The institution itself has evolved from what used to be merely an exhibition space (known as the Centre for the Fine Arts). It eventually began collecting and became the Miami Art Museum (MAM). As the city’s cosmopolitan population grew, so did the cultural scene, resulting in an active and talented arts community. This created a demand for a new facility that would be more appropriate to the world-class destination Miami was becoming (not to mention more space for its rapidly growing collection of 20th and 21st century international art).
From its Center for Fine Arts days, the museum inherited a strong educational mission, so the new building will have classrooms, as well as rooms for art and digital media workshop, library and auditorium. This program has given the designers a wide range of opportunities to get creative in making connections with users. A smart solution was found, for instance, for the auditorium, a public space that’s important to all museums. This auditorium won’t be in a gloomy basement.

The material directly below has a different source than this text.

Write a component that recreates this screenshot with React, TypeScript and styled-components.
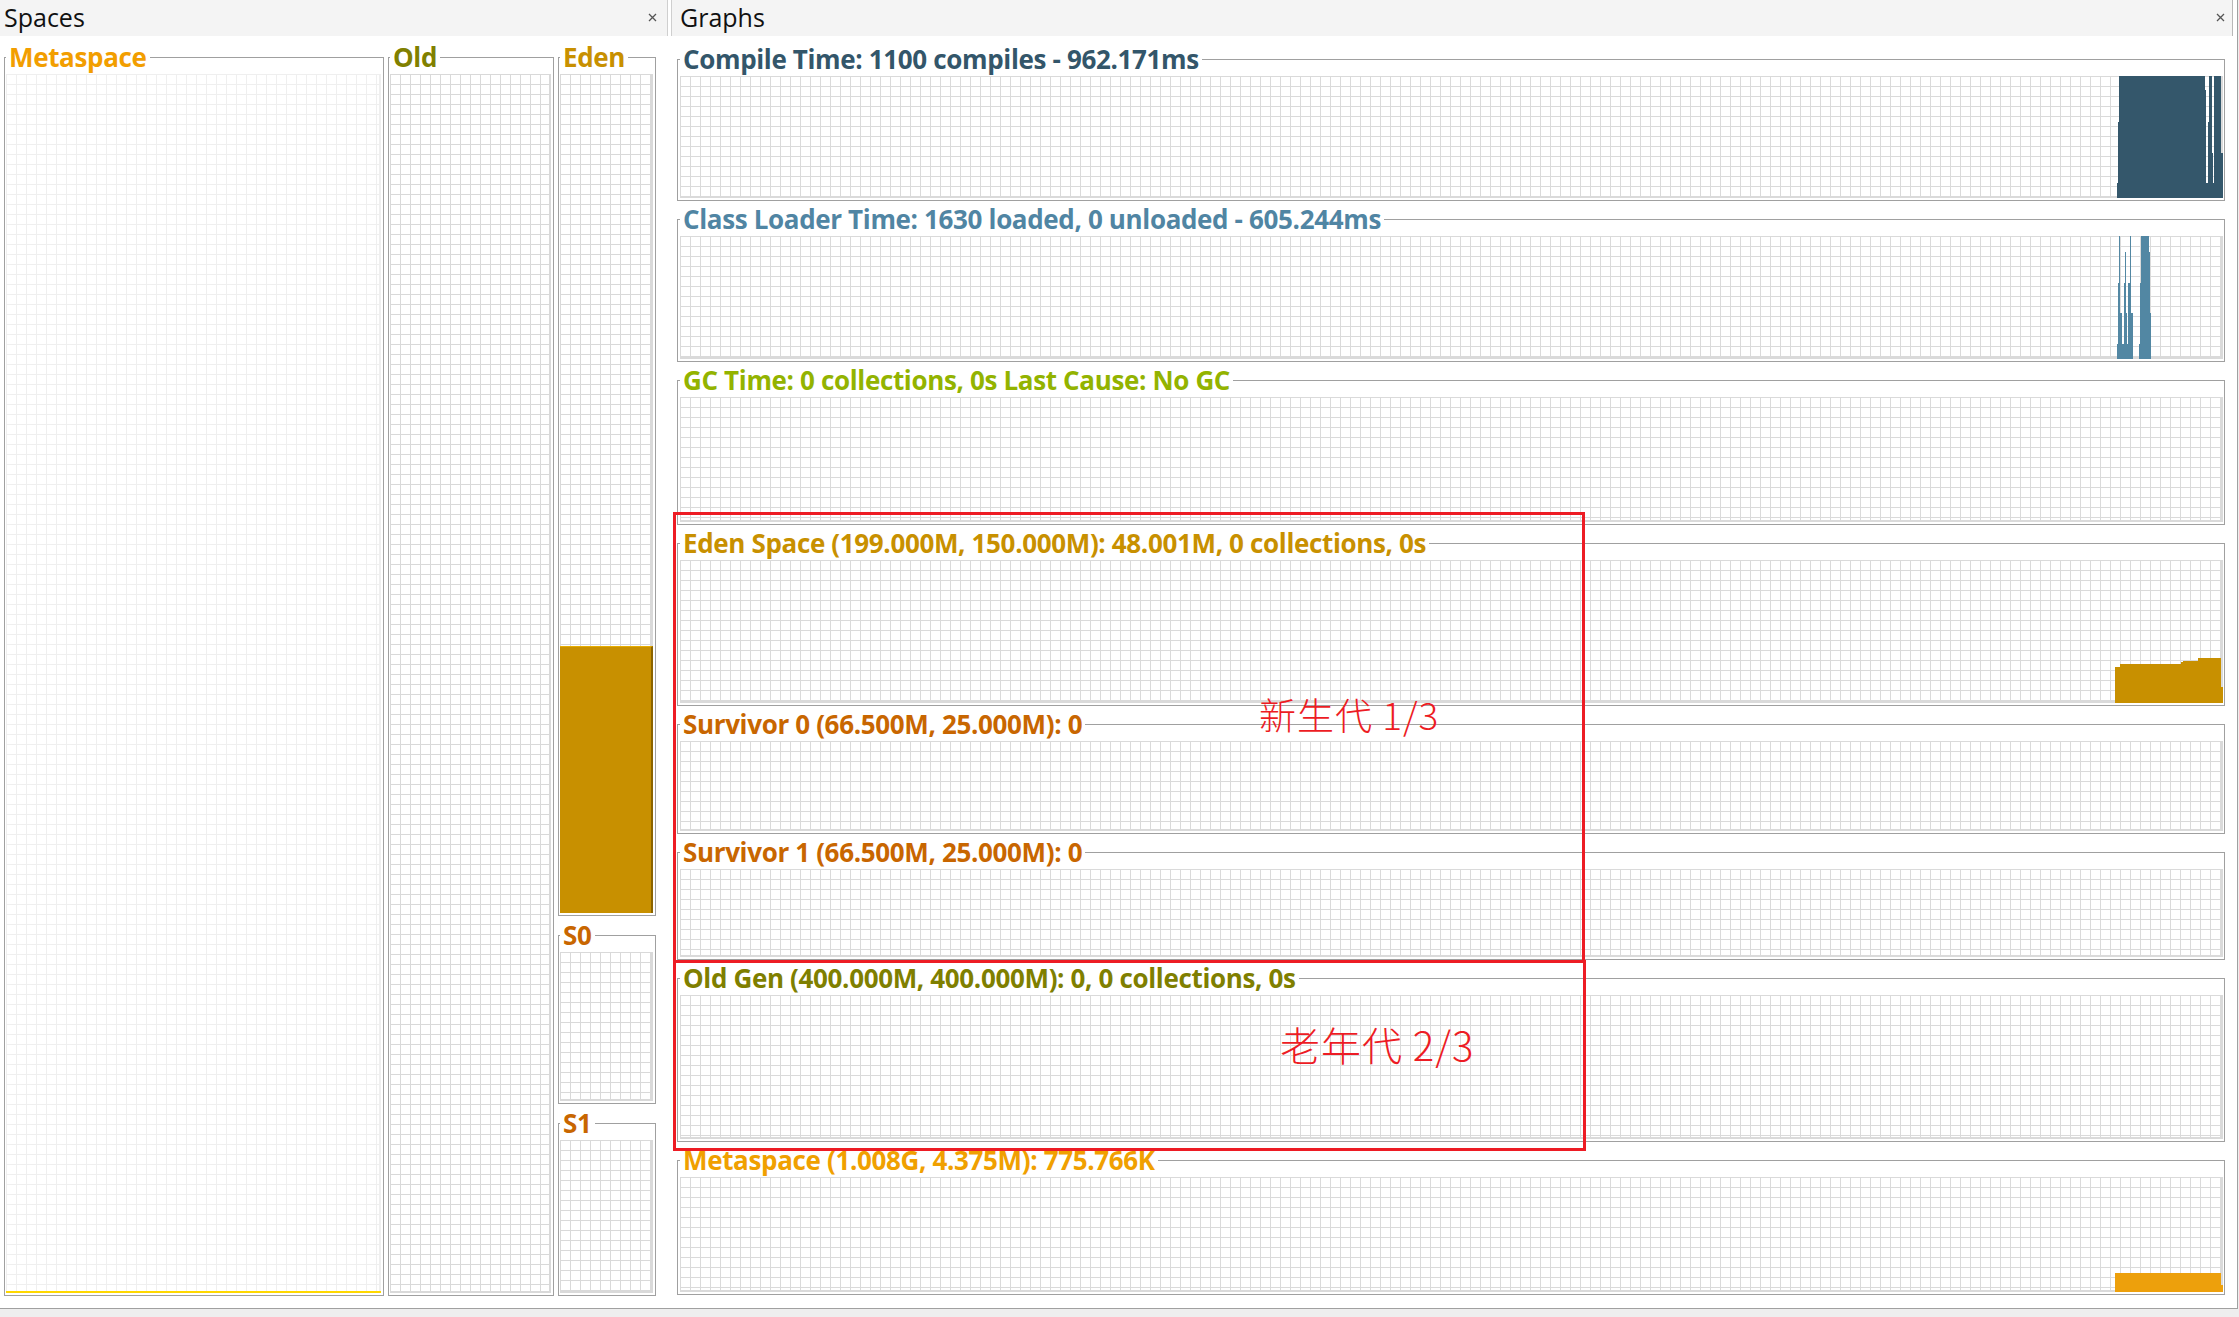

At MAM the auditorium overlaps with the grand staircase that connects the gallery floors. A clever curtain system envelops the space, giving it flexible use, filtering public interaction in accordance to the need of function being held. When not in use, the room can become a display area for video art, among other uses, instead of dead space. “Together with MAM, we developed this space to be a fully functional auditorium that avoids the sense of an empty theater when not in use,” says Stefan Horner, project manager with Herzog & de Meuron (HdM), the acclaimed Swiss firm responsible for the design.
The building is comprised of a series of rooms that connect and juxtapose the museum’s many functions from public to semi-public, the permanent and the temporary exhibits, contemplative and educational activities — all within a layered flow that will also include “breathing” vistas of the exuberant Miami exteriors (through the largest hurricane-resistant glass in the United States). This carefully orchestrated assemblage of spaces will sit on a vast elevated plateau, topped by an expansive and sleek canopy. Both the canopy and the plateau will be larger than the built space, giving large areas for exterior programing, creating a balanced inward and outward orientation as it integrates the park with the design. “Shade is a precious good in Miami and this museum will offer plenty of it,” notes Horner.
Terence Riley, partner at Keenen Riley Architects, was MAM’s director between 2006 and 2009, and had an active role in keeping the HdM design in close coordination with the program. “It’s an incredible structure that makes for very engaging spatial relationships,” Riley says. “Nothing will prepare people for the experience of moving through the public spaces and galleries. It will be really one of the most sophisticated museum buildings of our times.”
To build such a structure, a rigorous selection process was put in place and the firm of Moriarty Florida was selected as construction manager. Their track record, having built the expansion of Boston Museum of Art and many high end condos in South Florida, gave them the right background needed for a project like this. Once selected, they coordinated the construction and delivery of actual size prototypes of sections of the project (later used to test finish options and assorted spatial analysis) as part of determining who the concrete sub-contractor would be. “Our construction team is constantly being challenged–and responding–to ensure that we captured the intent of the design, and within a high level of coordination of all parts and parties involved,” says Fernando Vilela, project superintendent at Moriarty Florida.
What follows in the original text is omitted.